Don't get me wrong. I'm not appointing myself the arbiter of electronic etiquette, the Emily Post of cyberspace. Heck, I'm as guilty as the next person when it comes to some of my less savory cell phone and computer habits. But lately, it seems bad cell phone and laptop manners have reached some kind of critical mass and I just have to comment (as well as reform). Here is my list of suggestions for good manners in the electronic age.
• If you must talk on your cell phone in a public place, please find a quiet spot for your call and stay there. There really is no need to talk and wander, inflicting your conversation on everyone you encounter.
• Here's a rule we learned in preschool. Use your Indoor Voice. If your cell connection is so bad you have to raise your voice above a quiet, conversational level, make the call some other time or some other place.
• Do not text and drive. Do not Tweet and drive. Do not Facebook and drive. Ever.* (Also, do not apply makeup and drive, but that's another post.)
•When you go into a meeting, turn off your cell phone. This rule applies to anyone whose initials are not B.H.O. or is not a member of an organ transplant team.
•We know what you're doing when, during a meeting, you continually stare down at your lap. Stop checking your email and pay attention to the people around you.
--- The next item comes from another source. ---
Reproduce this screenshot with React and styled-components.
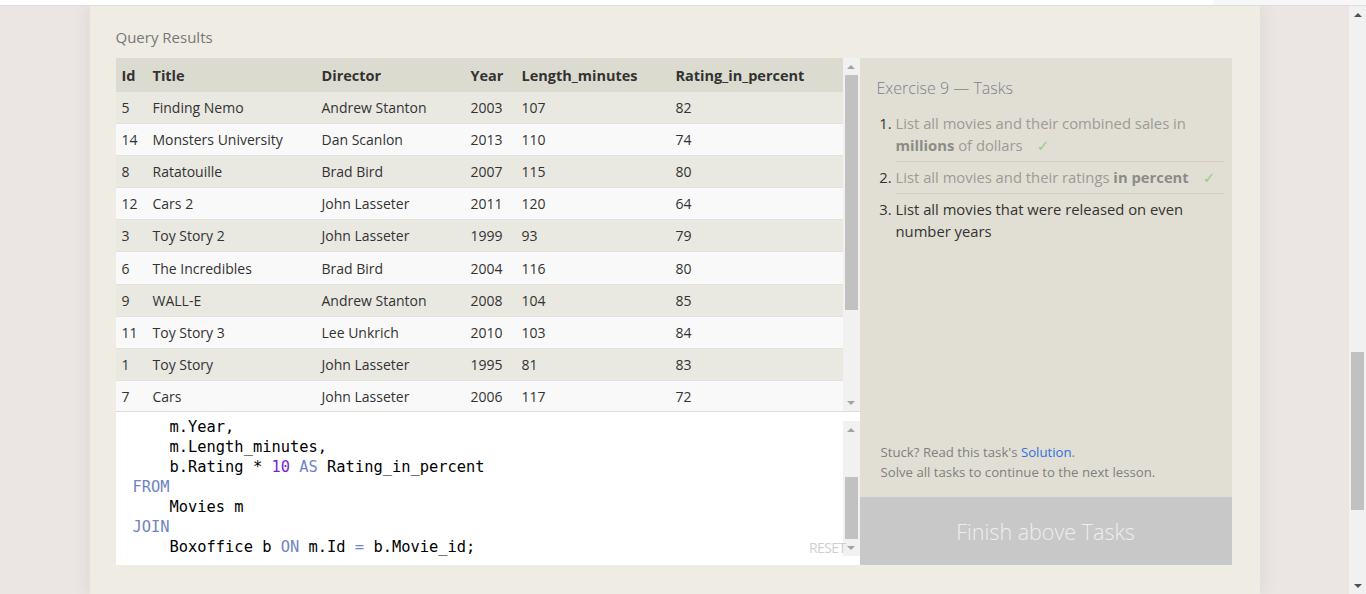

•If you are taking notes on your computer at said meeting, refrain from checking email, your Facebook status or the Twitter stream.
•Don't even bother bringing your cell phone to: the theater, movies, church, the library, museums, a first date, the gym. Please.
•Try to choose a ring tone that is subtle and non-intrusive, one that doesn't make someone want to rip the phone from your hands and stomp it to a million pieces. Baby Got Back at top volume is not a good choice, even if it's your girlfriend's "special" song.
•Hellooooo! I'm right here. Please do not text while you're talking to me. Look what kind of trouble that led to for Tiger Woods.
•Ditto the phone calls. You shouldn't make or take them when you're with an actual human presence. It's just rude.
•This is especially true for parents. When you're in the car with your kids, try to make it a cellphone (and MP3Player and video) free zone. Talk to each other. You won't regret it.
*Yes, Tim Karu, I will take my own advice.